Tuesday, March 07, 2006

Coleman Report

UPDATE: I got an electronic copy of the Coleman Report, and uploaded it to Scribd here, and to Google Docs here.  

I've previously complained about the fact that I can't find a published copy of the famous "Coleman Report," the 1966 study of educational achievement among some 600,000 schoolchildren. Since that post, I have corresponded with the Government Printing Office, which originally published that report. But the GPO says that it is out of print. I'm still puzzled that such a monumental and groundbreaking study is unavailable.

I have had a bit of luck, however, in finding out that Coleman later put together a collection of essays, academic articles, and selections from the Coleman Report in a book entitled Equality and Achievement in Education. As of right now, Amazon has one used copy available for $103.71, and Abebooks has one copy available for $34.57.

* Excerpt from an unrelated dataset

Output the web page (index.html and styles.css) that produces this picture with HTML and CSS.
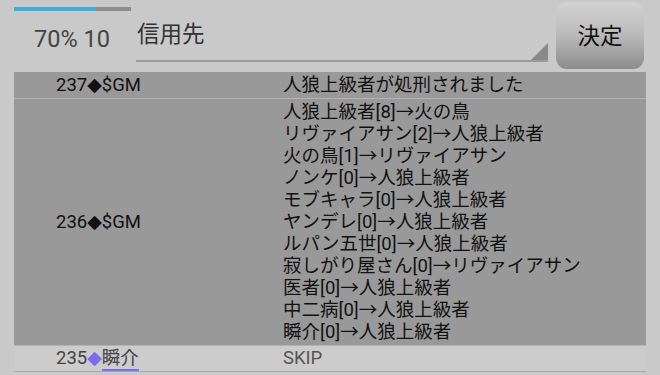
FILE: index.html
```html
<!DOCTYPE html>
<html>
  <head>
    <title>Vote Log</title>
    <link rel="stylesheet" href="styles.css">
  </head>
  <body>
    <header class="top">
      <div class="status">
        <div class="progress"><div class="progress-fill"></div></div>
        <div class="status-text">70% 10</div>
      </div>
      <div class="target-select">
        <span class="target-label">信用先</span>
      </div>
      <button class="decide-btn">決定</button>
    </header>

    <!-- Vote log -->
    <div class="log">
      <div class="log-row dark">
        <div class="log-who">237<span class="dia">◆</span>$GM</div>
        <div class="log-what">人狼上級者が処刑されました</div>
      </div>
      <div class="log-row dark">
        <div class="log-who">236<span class="dia">◆</span>$GM</div>
        <div class="log-what">
          人狼上級者[8]→火の鳥<br>
          リヴァイアサン[2]→人狼上級者<br>
          火の鳥[1]→リヴァイアサン<br>
          ノンケ[0]→人狼上級者<br>
          モブキャラ[0]→人狼上級者<br>
          ヤンデレ[0]→人狼上級者<br>
          ルパン五世[0]→人狼上級者<br>
          寂しがり屋さん[0]→リヴァイアサン<br>
          医者[0]→人狼上級者<br>
          中二病[0]→人狼上級者<br>
          瞬介[0]→人狼上級者
        </div>
      </div>
      <div class="log-row light">
        <div class="log-who">235<span class="dia mark">◆</span><span class="player">瞬介</span></div>
        <div class="log-what skip">SKIP</div>
      </div>
    </div>
  </body>
</html>
```

FILE: styles.css
```css
body {
  margin: 0;
  background-color: #c9c9c9;
  font-family: Roboto, "Noto Sans CJK JP", sans-serif;
  color: #111;
  overflow: hidden;
}
.top {
  display: flex;
  height: 72px;
}
.status {
  width: 136px;
  padding-top: 7px;
}
.progress {
  margin-left: 14px;
  width: 117px;
  height: 4px;
  background-color: #8e8e8e;
}
.progress-fill {
  width: 70%;
  height: 100%;
  background-color: #3fb0dc;
}
.status-text {
  margin: 13px 0 0 34px;
  font-size: 23.5px;
  line-height: 30px;
  color: #444;
}
.target-select {
  position: relative;
  width: 412px;
  height: 59px;
  margin-top: 1px;
  border-bottom: 2px solid #9a9a9a;
}
.target-select::after {
  content: "";
  position: absolute;
  right: 0;
  bottom: 0;
  border-style: solid;
  border-width: 0 0 17px 17px;
  border-color: transparent transparent #8a8a8a transparent;
}
.target-label {
  display: block;
  margin: 18px 0 0 1px;
  font-size: 22.5px;
  line-height: 30px;
  color: #333;
}
.decide-btn {
  margin: 2px 0 0 8px;
  width: 88px;
  height: 67px;
  border: none;
  border-radius: 11px;
  background: linear-gradient(#d2d2d2, #bdbdbd 45%, #8c8c8c);
  font-family: "Noto Sans CJK JP", sans-serif;
  font-size: 22.5px;
  color: #111;
  padding: 0 0 3px;
}
.log {
  margin-left: 14px;
  width: 632px;
}
.log-row {
  display: flex;
  align-items: center;
  font-size: 18.5px;
  line-height: 22px;
}
.log-row.dark {
  background-color: #999999;
  border-bottom: 1px solid #b3b3b3;
  padding: 2px 0;
}
.log-row.light {
  background-color: #cccccc;
  border-bottom: 1px solid #a8a8a8;
  padding: 1px 0 2px;
  color: #444;
}
.log-who {
  width: 227px;
  padding-left: 42px;
}
.log-what {
  flex: 1;
}
.dia {
  font-family: "DejaVu Sans", sans-serif;
  font-size: 19px;
  line-height: 20px;
}
.skip {
  color: #555;
}
.mark {
  color: #7b6cf0;
}
.player {
  border-bottom: 2px solid #7b6cf0;
}
```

A bit on the pricey side, but still a very good purchase.

In addition to featuring excerpts from the Coleman Report, the book also has several selections from Coleman's later works, such as the study Trends in School Segregation: 1968-1973 (which is ALSO out of print, by the way, as I found out when I contacted the original publisher, the Urban Institute).

That study was very controversial, because it showed that whites tended to depart for suburbs when cities began desegregating their schools. Why so controversial? Because researchers at the time preferred to believe that desegregation could not conceivably lead to any bad consequences for any reason. Indeed, Coleman writes (page 167) that the then-president of the American Sociological Association "proposed to have me censured by the association" for having reached a politically incorrect conclusion. Now, of course, the notion that "white flight" occurred in the 1970s is the conventional wisdom.

The book also has excerpts from a 1980s' study wherein Coleman and other researchers found that Catholic schools were superior to public schools in several dimensions -- students performed better on several tests even apart from selection effects, the positive effect of Catholic schools was strongest for poor minorities, and Catholic schools retained more students with disciplinary problems (as opposed to expelling them, which is what some people had claimed was the case). Again, a hugely controversial set of findings, at least in the eyes of pro-public-school ideologues.

Anyway, I highly recommend that book, if you can get your hands on it.

1 comment:

  1. Anonymous9:53 PM

    I'm teaching a class on Generation X to a group of women and men in their 70s and 80s. I also chair the social justice efforts at my church in Plainfield NJ, which is an Abbott district, dealing with the funding of mostly-minority public schools in poor districts. In putting together my outline for my class on the childhood and education of GenX-ers, I ran across mention of the Coleman Report, and I'm fascinated by the data-based finding about family economic status as the primary predictor of academic performance. I also read one of Moynihan's essays in a neocon reader a few years ago, where he made much the same point: that the family disintegration of poor black families was a key obstacle to improving the life opportunities for their children. Anyway, if you have links to excerpts of the Coleman study, please let me know. I too am shocked and disappointed that it's out of print and unavailable online.